- Aim of the task:
Transcribe each line of the material as it is, and drop any picture.

- Source records:
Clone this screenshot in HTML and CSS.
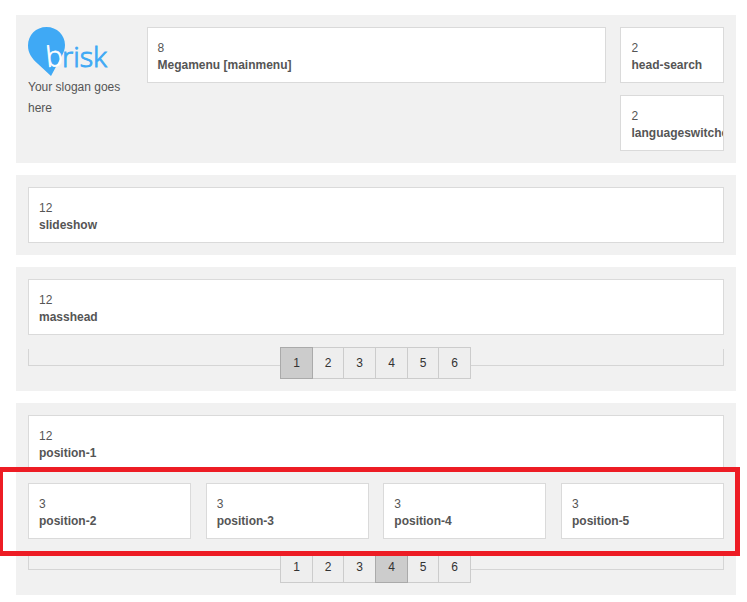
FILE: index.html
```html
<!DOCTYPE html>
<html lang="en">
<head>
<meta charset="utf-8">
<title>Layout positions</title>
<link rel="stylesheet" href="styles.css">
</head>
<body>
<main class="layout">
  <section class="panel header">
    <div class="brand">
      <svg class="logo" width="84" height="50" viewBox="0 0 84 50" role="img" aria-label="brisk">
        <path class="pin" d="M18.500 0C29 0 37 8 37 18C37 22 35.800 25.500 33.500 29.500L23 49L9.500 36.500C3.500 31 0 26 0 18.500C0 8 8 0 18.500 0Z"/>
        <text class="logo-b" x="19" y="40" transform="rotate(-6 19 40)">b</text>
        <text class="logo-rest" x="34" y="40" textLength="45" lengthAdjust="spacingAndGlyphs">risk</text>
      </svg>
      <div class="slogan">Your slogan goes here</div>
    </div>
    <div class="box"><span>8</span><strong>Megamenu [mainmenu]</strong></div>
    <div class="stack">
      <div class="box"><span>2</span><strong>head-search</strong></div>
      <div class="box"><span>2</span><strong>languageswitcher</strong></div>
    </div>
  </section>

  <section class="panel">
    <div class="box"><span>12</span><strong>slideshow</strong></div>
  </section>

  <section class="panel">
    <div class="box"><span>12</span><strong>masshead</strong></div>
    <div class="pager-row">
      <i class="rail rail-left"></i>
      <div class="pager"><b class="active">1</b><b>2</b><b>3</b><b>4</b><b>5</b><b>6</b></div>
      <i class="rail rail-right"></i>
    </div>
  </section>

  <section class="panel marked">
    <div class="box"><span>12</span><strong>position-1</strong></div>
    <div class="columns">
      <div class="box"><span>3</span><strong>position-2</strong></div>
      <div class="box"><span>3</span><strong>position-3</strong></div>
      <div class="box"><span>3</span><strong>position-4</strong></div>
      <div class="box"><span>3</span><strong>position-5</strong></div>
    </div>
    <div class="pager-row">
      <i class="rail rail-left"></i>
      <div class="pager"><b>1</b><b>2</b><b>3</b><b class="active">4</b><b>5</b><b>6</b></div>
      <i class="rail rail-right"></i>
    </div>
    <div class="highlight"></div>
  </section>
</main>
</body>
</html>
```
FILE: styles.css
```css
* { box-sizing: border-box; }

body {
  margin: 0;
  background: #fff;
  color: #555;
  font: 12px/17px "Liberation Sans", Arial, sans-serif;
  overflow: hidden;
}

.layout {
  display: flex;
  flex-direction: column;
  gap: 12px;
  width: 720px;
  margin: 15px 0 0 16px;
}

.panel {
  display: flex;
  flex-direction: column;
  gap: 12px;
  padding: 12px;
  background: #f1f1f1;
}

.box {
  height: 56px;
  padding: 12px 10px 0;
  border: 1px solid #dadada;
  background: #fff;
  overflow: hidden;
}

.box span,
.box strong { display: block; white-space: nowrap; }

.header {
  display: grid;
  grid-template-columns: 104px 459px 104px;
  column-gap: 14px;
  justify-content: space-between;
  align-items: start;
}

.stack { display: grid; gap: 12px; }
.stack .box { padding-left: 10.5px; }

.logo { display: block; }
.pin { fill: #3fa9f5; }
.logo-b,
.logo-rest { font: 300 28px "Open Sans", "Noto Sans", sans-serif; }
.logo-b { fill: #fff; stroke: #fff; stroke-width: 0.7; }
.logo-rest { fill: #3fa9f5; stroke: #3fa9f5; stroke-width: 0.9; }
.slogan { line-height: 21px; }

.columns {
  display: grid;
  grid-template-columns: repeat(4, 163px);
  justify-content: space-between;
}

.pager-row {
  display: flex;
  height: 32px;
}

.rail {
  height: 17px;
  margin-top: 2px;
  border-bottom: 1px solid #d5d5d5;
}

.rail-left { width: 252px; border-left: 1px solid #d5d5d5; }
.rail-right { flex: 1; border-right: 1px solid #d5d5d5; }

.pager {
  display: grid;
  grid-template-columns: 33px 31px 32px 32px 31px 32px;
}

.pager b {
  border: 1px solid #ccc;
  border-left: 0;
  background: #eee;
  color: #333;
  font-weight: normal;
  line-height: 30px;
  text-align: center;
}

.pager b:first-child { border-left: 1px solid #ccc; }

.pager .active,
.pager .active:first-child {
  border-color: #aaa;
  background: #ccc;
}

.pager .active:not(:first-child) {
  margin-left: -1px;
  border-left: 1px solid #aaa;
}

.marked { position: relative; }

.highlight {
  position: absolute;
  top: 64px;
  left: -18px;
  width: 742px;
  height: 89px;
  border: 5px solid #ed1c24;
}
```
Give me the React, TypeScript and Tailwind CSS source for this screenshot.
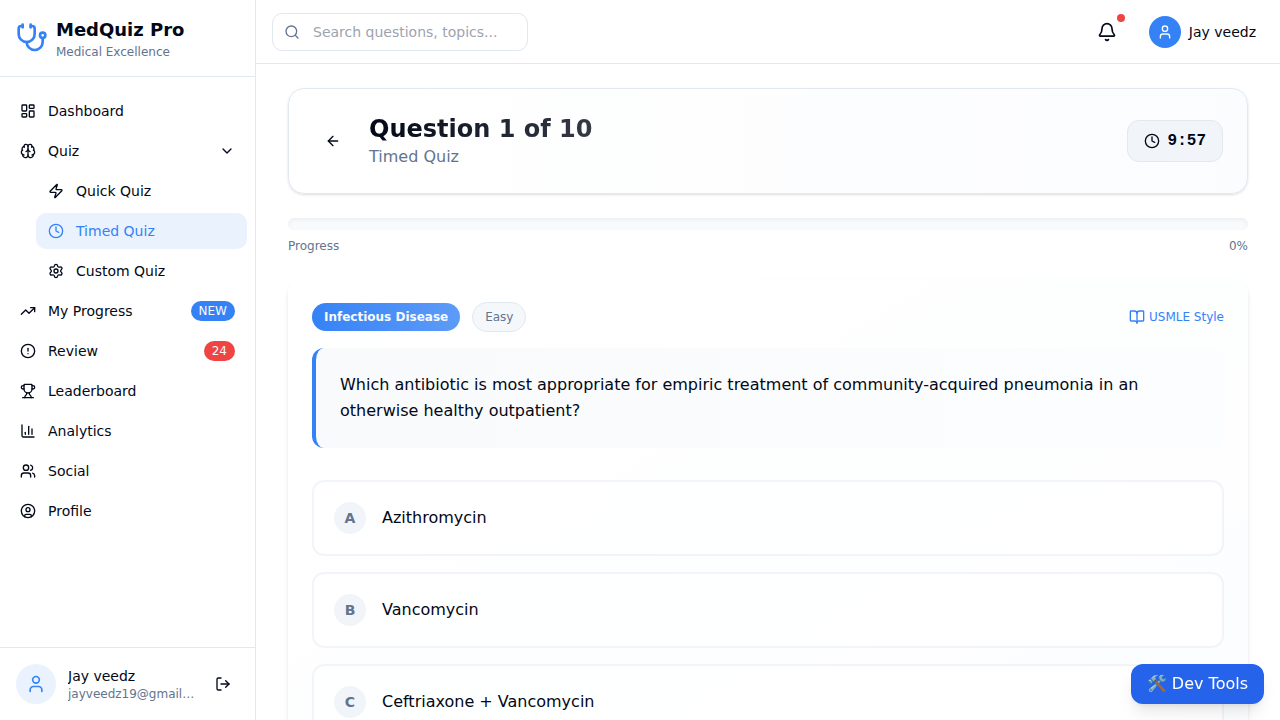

- The output:
Clone this screenshot in HTML and CSS.
FILE: index.html
```html
<!DOCTYPE html>
<html lang="en">
<head>
<meta charset="utf-8">
<title>Layout positions</title>
<link rel="stylesheet" href="styles.css">
</head>
<body>
<main class="layout">
  <section class="panel header">
    <div class="brand">
      <svg class="logo" width="84" height="50" viewBox="0 0 84 50" role="img" aria-label="brisk">
        <path class="pin" d="M18.500 0C29 0 37 8 37 18C37 22 35.800 25.500 33.500 29.500L23 49L9.500 36.500C3.500 31 0 26 0 18.500C0 8 8 0 18.500 0Z"/>
        <text class="logo-b" x="19" y="40" transform="rotate(-6 19 40)">b</text>
        <text class="logo-rest" x="34" y="40" textLength="45" lengthAdjust="spacingAndGlyphs">risk</text>
      </svg>
      <div class="slogan">Your slogan goes here</div>
    </div>
    <div class="box"><span>8</span><strong>Megamenu [mainmenu]</strong></div>
    <div class="stack">
      <div class="box"><span>2</span><strong>head-search</strong></div>
      <div class="box"><span>2</span><strong>languageswitcher</strong></div>
    </div>
  </section>

  <section class="panel">
    <div class="box"><span>12</span><strong>slideshow</strong></div>
  </section>

  <section class="panel">
    <div class="box"><span>12</span><strong>masshead</strong></div>
    <div class="pager-row">
      <i class="rail rail-left"></i>
      <div class="pager"><b class="active">1</b><b>2</b><b>3</b><b>4</b><b>5</b><b>6</b></div>
      <i class="rail rail-right"></i>
    </div>
  </section>

  <section class="panel marked">
    <div class="box"><span>12</span><strong>position-1</strong></div>
    <div class="columns">
      <div class="box"><span>3</span><strong>position-2</strong></div>
      <div class="box"><span>3</span><strong>position-3</strong></div>
      <div class="box"><span>3</span><strong>position-4</strong></div>
      <div class="box"><span>3</span><strong>position-5</strong></div>
    </div>
    <div class="pager-row">
      <i class="rail rail-left"></i>
      <div class="pager"><b>1</b><b>2</b><b>3</b><b class="active">4</b><b>5</b><b>6</b></div>
      <i class="rail rail-right"></i>
    </div>
    <div class="highlight"></div>
  </section>
</main>
</body>
</html>
```
FILE: styles.css
```css
* { box-sizing: border-box; }

body {
  margin: 0;
  background: #fff;
  color: #555;
  font: 12px/17px "Liberation Sans", Arial, sans-serif;
  overflow: hidden;
}

.layout {
  display: flex;
  flex-direction: column;
  gap: 12px;
  width: 720px;
  margin: 15px 0 0 16px;
}

.panel {
  display: flex;
  flex-direction: column;
  gap: 12px;
  padding: 12px;
  background: #f1f1f1;
}

.box {
  height: 56px;
  padding: 12px 10px 0;
  border: 1px solid #dadada;
  background: #fff;
  overflow: hidden;
}

.box span,
.box strong { display: block; white-space: nowrap; }

.header {
  display: grid;
  grid-template-columns: 104px 459px 104px;
  column-gap: 14px;
  justify-content: space-between;
  align-items: start;
}

.stack { display: grid; gap: 12px; }
.stack .box { padding-left: 10.5px; }

.logo { display: block; }
.pin { fill: #3fa9f5; }
.logo-b,
.logo-rest { font: 300 28px "Open Sans", "Noto Sans", sans-serif; }
.logo-b { fill: #fff; stroke: #fff; stroke-width: 0.7; }
.logo-rest { fill: #3fa9f5; stroke: #3fa9f5; stroke-width: 0.9; }
.slogan { line-height: 21px; }

.columns {
  display: grid;
  grid-template-columns: repeat(4, 163px);
  justify-content: space-between;
}

.pager-row {
  display: flex;
  height: 32px;
}

.rail {
  height: 17px;
  margin-top: 2px;
  border-bottom: 1px solid #d5d5d5;
}

.rail-left { width: 252px; border-left: 1px solid #d5d5d5; }
.rail-right { flex: 1; border-right: 1px solid #d5d5d5; }

.pager {
  display: grid;
  grid-template-columns: 33px 31px 32px 32px 31px 32px;
}

.pager b {
  border: 1px solid #ccc;
  border-left: 0;
  background: #eee;
  color: #333;
  font-weight: normal;
  line-height: 30px;
  text-align: center;
}

.pager b:first-child { border-left: 1px solid #ccc; }

.pager .active,
.pager .active:first-child {
  border-color: #aaa;
  background: #ccc;
}

.pager .active:not(:first-child) {
  margin-left: -1px;
  border-left: 1px solid #aaa;
}

.marked { position: relative; }

.highlight {
  position: absolute;
  top: 64px;
  left: -18px;
  width: 742px;
  height: 89px;
  border: 5px solid #ed1c24;
}
```
Give me the React, TypeScript and Tailwind CSS source for this screenshot.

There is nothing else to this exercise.